* START Provided data *
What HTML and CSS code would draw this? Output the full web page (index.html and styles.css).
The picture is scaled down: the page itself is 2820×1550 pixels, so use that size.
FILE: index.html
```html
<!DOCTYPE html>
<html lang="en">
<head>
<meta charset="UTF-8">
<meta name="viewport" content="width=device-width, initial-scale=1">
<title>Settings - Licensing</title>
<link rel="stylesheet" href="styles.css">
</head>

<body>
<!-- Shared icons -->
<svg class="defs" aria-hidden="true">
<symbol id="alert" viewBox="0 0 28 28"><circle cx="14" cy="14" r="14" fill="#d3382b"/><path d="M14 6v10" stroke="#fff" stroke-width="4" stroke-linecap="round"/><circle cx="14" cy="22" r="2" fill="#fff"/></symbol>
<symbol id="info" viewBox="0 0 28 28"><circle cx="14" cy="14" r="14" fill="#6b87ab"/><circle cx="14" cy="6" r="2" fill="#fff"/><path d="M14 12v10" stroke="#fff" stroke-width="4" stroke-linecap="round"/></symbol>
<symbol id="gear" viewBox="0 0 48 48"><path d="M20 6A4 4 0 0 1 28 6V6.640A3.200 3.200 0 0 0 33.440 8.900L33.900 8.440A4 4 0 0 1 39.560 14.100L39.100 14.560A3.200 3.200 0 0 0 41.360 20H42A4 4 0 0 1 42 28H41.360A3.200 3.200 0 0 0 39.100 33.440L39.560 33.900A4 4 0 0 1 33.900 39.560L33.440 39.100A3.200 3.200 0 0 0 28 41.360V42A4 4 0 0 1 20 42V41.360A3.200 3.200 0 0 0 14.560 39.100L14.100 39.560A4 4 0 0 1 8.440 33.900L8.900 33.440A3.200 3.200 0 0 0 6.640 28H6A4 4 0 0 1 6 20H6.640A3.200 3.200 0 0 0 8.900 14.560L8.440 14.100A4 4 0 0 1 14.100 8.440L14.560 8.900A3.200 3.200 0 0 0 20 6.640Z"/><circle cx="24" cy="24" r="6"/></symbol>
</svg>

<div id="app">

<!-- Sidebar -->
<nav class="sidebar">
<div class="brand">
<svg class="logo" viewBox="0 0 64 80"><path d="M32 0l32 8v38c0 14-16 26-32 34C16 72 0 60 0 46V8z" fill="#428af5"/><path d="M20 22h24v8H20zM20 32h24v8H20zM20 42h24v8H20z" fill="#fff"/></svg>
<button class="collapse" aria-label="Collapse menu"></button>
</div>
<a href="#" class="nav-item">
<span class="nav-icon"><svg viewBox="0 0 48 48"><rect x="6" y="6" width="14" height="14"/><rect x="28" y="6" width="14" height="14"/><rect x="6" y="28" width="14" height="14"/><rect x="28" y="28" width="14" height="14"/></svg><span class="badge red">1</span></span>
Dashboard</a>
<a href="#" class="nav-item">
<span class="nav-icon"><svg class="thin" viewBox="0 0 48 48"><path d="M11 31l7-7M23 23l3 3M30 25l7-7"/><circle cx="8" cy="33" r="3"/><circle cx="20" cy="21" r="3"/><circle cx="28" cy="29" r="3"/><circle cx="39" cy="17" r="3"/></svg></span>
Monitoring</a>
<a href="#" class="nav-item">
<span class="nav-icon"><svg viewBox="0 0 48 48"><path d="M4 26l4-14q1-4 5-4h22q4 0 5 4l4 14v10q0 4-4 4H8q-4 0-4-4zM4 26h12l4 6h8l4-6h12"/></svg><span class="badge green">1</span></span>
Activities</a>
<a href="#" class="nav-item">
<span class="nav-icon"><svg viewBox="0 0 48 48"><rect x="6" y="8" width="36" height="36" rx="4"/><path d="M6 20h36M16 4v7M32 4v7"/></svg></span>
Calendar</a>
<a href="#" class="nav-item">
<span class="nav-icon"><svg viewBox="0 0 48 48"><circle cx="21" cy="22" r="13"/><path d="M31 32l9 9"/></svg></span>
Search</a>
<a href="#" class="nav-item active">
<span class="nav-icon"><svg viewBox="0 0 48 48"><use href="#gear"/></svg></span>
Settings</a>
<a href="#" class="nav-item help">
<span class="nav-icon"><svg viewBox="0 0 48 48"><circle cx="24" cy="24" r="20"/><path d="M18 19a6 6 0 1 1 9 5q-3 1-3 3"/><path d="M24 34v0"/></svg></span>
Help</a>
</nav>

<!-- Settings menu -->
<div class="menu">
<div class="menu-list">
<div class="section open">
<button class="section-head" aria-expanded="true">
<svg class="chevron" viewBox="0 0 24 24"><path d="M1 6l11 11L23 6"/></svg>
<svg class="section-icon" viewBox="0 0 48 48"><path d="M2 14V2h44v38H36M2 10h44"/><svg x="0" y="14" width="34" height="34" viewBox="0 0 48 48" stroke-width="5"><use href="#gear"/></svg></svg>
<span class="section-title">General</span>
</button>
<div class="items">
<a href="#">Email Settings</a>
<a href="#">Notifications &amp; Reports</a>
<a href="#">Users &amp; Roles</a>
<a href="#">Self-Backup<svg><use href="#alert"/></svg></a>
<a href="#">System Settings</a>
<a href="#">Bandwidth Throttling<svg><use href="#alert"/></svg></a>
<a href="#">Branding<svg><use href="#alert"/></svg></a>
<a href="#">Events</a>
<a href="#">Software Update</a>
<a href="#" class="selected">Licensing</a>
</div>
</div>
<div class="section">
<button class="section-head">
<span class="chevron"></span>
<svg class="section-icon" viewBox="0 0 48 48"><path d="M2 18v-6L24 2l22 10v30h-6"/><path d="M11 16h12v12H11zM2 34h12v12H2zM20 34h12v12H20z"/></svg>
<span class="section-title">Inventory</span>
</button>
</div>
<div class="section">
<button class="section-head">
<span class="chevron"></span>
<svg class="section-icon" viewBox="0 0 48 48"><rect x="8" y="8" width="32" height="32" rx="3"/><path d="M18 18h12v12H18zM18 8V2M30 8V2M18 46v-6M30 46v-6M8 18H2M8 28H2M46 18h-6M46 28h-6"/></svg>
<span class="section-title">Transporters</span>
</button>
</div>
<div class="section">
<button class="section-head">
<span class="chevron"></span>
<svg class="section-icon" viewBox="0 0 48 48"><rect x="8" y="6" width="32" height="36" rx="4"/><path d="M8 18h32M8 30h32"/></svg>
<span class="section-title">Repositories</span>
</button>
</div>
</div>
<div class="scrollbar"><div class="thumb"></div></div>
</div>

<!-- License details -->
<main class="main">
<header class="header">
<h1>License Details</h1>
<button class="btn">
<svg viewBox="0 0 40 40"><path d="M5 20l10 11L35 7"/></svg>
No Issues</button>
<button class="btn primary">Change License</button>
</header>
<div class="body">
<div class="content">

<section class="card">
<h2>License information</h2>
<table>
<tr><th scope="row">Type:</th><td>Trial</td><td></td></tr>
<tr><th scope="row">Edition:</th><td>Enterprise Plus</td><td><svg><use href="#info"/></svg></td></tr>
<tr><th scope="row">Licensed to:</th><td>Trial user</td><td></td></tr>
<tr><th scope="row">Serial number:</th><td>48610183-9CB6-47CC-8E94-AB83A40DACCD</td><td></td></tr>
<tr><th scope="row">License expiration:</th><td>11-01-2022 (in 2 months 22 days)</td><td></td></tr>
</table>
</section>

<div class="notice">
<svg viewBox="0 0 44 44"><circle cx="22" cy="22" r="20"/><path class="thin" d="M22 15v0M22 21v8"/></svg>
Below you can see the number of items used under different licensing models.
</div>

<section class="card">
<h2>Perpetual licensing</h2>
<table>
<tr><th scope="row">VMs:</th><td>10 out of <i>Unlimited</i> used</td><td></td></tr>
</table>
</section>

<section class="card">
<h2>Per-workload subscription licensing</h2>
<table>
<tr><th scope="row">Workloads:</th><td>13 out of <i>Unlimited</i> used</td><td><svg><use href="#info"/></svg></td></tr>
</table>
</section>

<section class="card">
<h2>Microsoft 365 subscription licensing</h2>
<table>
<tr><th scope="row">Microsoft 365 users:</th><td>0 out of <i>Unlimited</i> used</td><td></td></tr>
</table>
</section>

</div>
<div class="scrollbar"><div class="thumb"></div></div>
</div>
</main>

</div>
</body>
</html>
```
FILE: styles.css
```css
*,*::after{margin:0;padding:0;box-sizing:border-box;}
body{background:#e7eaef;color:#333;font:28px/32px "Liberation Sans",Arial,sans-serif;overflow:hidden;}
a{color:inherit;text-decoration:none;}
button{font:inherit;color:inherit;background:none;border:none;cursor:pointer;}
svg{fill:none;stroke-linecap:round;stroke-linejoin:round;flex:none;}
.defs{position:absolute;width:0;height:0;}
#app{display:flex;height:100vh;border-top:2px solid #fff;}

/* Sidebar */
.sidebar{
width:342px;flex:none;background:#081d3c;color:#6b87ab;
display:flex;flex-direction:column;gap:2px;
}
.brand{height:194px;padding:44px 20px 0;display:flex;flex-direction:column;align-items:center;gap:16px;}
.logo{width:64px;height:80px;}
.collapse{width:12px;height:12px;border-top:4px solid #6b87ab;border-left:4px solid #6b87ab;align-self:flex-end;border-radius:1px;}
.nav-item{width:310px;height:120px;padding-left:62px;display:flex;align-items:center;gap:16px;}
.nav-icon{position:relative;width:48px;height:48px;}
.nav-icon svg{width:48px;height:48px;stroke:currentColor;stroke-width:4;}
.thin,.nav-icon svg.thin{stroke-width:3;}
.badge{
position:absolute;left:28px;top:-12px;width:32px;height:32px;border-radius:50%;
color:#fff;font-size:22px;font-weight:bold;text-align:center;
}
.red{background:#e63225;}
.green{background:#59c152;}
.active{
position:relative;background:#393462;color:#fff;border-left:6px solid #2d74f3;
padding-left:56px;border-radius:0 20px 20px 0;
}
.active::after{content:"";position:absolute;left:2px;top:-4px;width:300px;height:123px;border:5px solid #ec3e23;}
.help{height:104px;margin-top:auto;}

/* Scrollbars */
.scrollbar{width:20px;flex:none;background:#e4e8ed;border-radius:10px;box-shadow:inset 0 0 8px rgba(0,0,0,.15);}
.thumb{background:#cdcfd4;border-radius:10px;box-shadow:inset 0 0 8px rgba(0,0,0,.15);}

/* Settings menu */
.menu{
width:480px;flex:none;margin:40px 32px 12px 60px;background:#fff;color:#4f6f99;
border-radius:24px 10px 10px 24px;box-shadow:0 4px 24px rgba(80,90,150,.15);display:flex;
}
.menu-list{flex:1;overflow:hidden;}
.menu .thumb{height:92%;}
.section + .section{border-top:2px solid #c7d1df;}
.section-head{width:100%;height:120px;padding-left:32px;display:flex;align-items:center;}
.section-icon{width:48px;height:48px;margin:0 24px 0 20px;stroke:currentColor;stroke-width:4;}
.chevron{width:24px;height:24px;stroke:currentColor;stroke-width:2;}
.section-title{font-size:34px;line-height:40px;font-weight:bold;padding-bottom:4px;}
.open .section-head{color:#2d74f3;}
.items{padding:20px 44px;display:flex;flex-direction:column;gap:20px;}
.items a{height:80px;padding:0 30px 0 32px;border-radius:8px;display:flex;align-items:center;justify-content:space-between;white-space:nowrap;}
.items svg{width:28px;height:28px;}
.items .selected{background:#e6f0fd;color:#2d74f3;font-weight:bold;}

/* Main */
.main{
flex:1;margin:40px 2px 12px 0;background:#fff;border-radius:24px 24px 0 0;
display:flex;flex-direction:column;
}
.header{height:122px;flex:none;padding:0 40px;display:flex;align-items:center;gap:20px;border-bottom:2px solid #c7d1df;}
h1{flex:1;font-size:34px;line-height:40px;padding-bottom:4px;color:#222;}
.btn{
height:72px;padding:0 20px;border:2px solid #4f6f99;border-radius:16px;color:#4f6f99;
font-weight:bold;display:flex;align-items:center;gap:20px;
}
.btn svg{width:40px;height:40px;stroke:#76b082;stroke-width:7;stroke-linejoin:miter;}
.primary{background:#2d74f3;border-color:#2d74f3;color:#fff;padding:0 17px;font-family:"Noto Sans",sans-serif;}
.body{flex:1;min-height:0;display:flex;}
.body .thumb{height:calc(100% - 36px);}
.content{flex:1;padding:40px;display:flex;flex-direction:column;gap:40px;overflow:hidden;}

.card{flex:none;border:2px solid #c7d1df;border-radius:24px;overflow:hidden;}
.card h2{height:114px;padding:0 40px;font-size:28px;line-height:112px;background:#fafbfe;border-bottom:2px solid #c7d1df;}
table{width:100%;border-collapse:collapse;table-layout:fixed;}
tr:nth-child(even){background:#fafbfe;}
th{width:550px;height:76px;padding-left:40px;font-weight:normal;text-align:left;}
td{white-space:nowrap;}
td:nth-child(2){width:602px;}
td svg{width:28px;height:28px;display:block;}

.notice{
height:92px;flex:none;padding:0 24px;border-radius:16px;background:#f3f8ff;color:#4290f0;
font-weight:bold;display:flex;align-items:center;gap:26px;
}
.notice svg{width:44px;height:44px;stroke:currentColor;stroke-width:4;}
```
* END Provided data *
Extract every line containing the string "page" from the data above.

#### Written solution
What HTML and CSS code would draw this? Output the full web page (index.html and styles.css).
The picture is scaled down: the page itself is 2820×1550 pixels, so use that size.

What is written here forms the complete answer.